Joseph Stiglitz, a Nobel Prize-winning economist and professor at Columbia University, also believes that the US Federal government isn’t sufficiently supporting individual states. “We aren’t helping the states enough,” he says. “We’re not even helping the states to meet the extra cost of the virus.”

This is in addition to a lack of aid to states for their future budget shortfalls. The lockdown will reduce state tax incomes considerably, leading to a likely cut in state funding for education, health and welfare programs, and other basic services.

Whether such measures will be taken in the future, even under a different administration, remains to be seen. That in turn, depends on how the economy will perform over the coming months. But, this too is a mystery.

“Typically, our recessions have been induced because of an issue in the financial market, oil prices, monetary policy — it’s usually induced from some sector in the economy,” says Cecilia Rouse, an economist and the dean of the Woodrow Wilson School of Public and International Affairs at Princeton University. “This is from a public health scare and a public health crisis, and so I think we just honestly don’t know.”

Furman agrees, believing that predictions on the weather may be more accurate than analysis on the American finances. “Economists are not at all confident,” he says.

Instead, they have been turning to two economic models that historically show how America financially recovers from recessions.

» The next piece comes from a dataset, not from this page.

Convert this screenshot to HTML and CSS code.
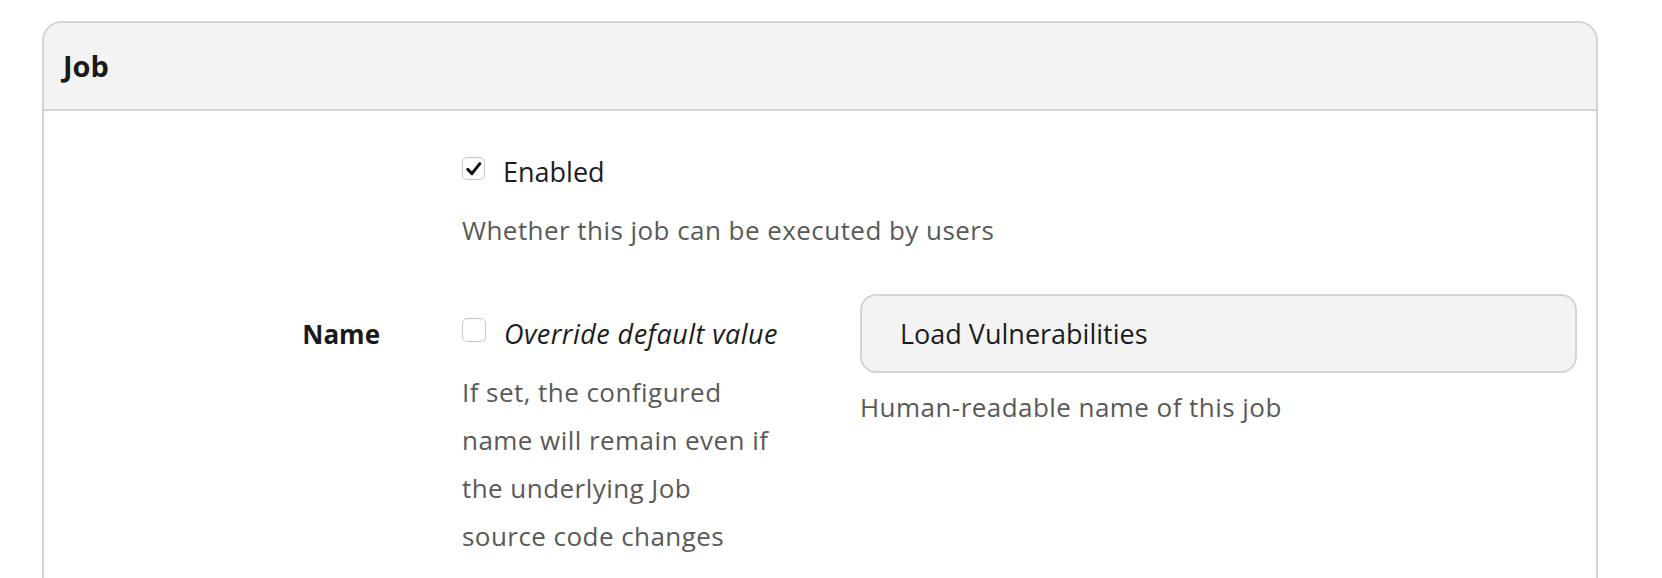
FILE: index.html
```html
<!DOCTYPE html>
<html lang="en">
<head>
<meta charset="utf-8">
<title>Job</title>
<link rel="stylesheet" href="styles.css">
</head>
<body>
<div class="page">
  <section class="card">
    <header class="card-header">Job</header>
    <div class="card-body">
      <div class="row row-enabled">
        <div class="label"></div>
        <div class="field">
          <label class="check">
            <span class="box checked"><svg viewBox="0 0 24 24" width="20" height="20" aria-hidden="true"><path d="M4.5 12.5 L9.5 17.5 L19 5.5" fill="none" stroke="#111" stroke-width="3.6" stroke-linecap="round" stroke-linejoin="round"/></svg></span>
            <span class="check-text">Enabled</span>
          </label>
          <p class="help help-enabled">Whether this job can be executed by users</p>
        </div>
      </div>
      <div class="row row-name">
        <div class="label label-name">Name</div>
        <div class="field field-split">
          <div class="override">
            <label class="check check-override">
              <span class="box"></span>
              <em class="check-text">Override default value</em>
            </label>
            <p class="help help-override">If set, the configured name will remain even if the underlying Job source code changes</p>
          </div>
          <div class="value">
            <input class="text-input" type="text" value="Load Vulnerabilities" readonly>
            <p class="help help-value">Human-readable name of this job</p>
          </div>
        </div>
      </div>
    </div>
  </section>
</div>
</body>
</html>
```

FILE: styles.css
```css
html, body {
  margin: 0;
  padding: 0;
  background: #ffffff;
}

body {
  font-family: "Open Sans", "Noto Sans", sans-serif;
  color: #1c1c1c;
}

.page {
  padding: 21px 64px 0 42px;
}

.card {
  border: 2px solid #d4d4d4;
  border-radius: 20px;
  overflow: hidden;
  background: #ffffff;
}

.card-header {
  background: #f3f3f3;
  border-bottom: 2px solid #d4d4d4;
  padding: 25px 19px 25px;
  font-size: 29px;
  line-height: 36px;
  font-weight: 700;
  color: #1a1a1a;
}

.card-body {
  padding: 43px 19px 40px;
}

.row {
  display: grid;
  grid-template-columns: 357px 1fr;
  column-gap: 42px;
}

.row-name {
  margin-top: 40px;
}

.label {
  text-align: right;
  padding-right: 40px;
  font-size: 26px;
  line-height: 36px;
  font-weight: 700;
  color: #1a1a1a;
}

.label-name {
  padding-top: 22px;
}

.check {
  display: flex;
  align-items: flex-start;
  gap: 18px;
  font-size: 27px;
  line-height: 36px;
  color: #1c1c1c;
}

.box {
  flex: none;
  box-sizing: border-box;
  width: 23px;
  height: 23px;
  margin-top: 3px;
  border: 1px solid #c9c9c9;
  border-radius: 5px;
  background: #ffffff;
  box-shadow: inset 0 1px 1px rgba(0, 0, 0, 0.04);
  display: flex;
  align-items: center;
  justify-content: center;
}

.check-override {
  padding-top: 22px;
}

.check-override .box {
  width: 24px;
  height: 24px;
  margin-top: 2px;
}

.check-override .check-text {
  font-style: italic;
  font-size: 27px;
  letter-spacing: 0.45px;
}

.help {
  margin: 0;
  font-size: 26px;
  letter-spacing: 0.45px;
  line-height: 48px;
  color: #595959;
}

.help-enabled {
  margin-top: 16px;
}

.field-split {
  display: flex;
  gap: 80px;
}

.override {
  flex: none;
  width: 318px;
}

.help-override {
  margin-top: 16px;
}

.value {
  flex: 1;
  min-width: 0;
}

.text-input {
  display: block;
  box-sizing: border-box;
  width: 100%;
  height: 79px;
  margin: 0;
  padding: 0 0 0 38px;
  border: 2px solid #d4d4d4;
  border-radius: 16px;
  background: #f3f3f3;
  font-family: "Open Sans", "Noto Sans", sans-serif;
  font-size: 27px;
  color: #1c1c1c;
  outline: none;
}

.help-value {
  margin-top: 10px;
}
```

The first is modelled on events that happen after a natural disaster; when mass flooding, hurricanes, or earthquakes have hit. In this situation, economic activity is temporarily suspended, before people quickly return to work as normal.

The other model is based on events after a financial crisis, such as crashes in the 2008 mortgage market and the 1929 stock market. Here recovery generally takes much longer, with estimates of a return to normal after five to 10 years.

What economists are struggling with today, is if the current economic lockdown is a natural disaster that will instantly snap back to 2019 levels, or a financial crisis that will take years to heal.

For now, it is evident that the country is struggling, while most of Asia has already reopened, and restrictions are being lifted all across Europe.

It is a situation that is making America an exporting outcast, much as happened to China when the coronavirus outbreak began. One such example reported by the Washington Post states that China has, “… halted imports from an Arkansas meatpacking plant where more than 220 employees tested positive for the coronavirus.”

A problem further exacerbated by fears of a second wave. The Post adding how, “White House trade adviser Peter Navarro said Sunday that the Trump administration is preparing for a possible second wave, but he rejected the suggestion that a second wave has already taken hold.”

For now, while the first wave of infection is still at the heart of the American economy, it is difficult to see a clear picture. The result is a US economy that is stepping into the unknown. An unprecedented situation that has left economists guessing.

Like all predictions on the economy, they cannot foresee the unexpected. How long will the US-China trade war continue? Will Trump win re-election? How hard will any second or third wave of coronavirus hit?

These questions remain to be answered and mean that the true cost of COVID on the American economy can only truly be written in history books.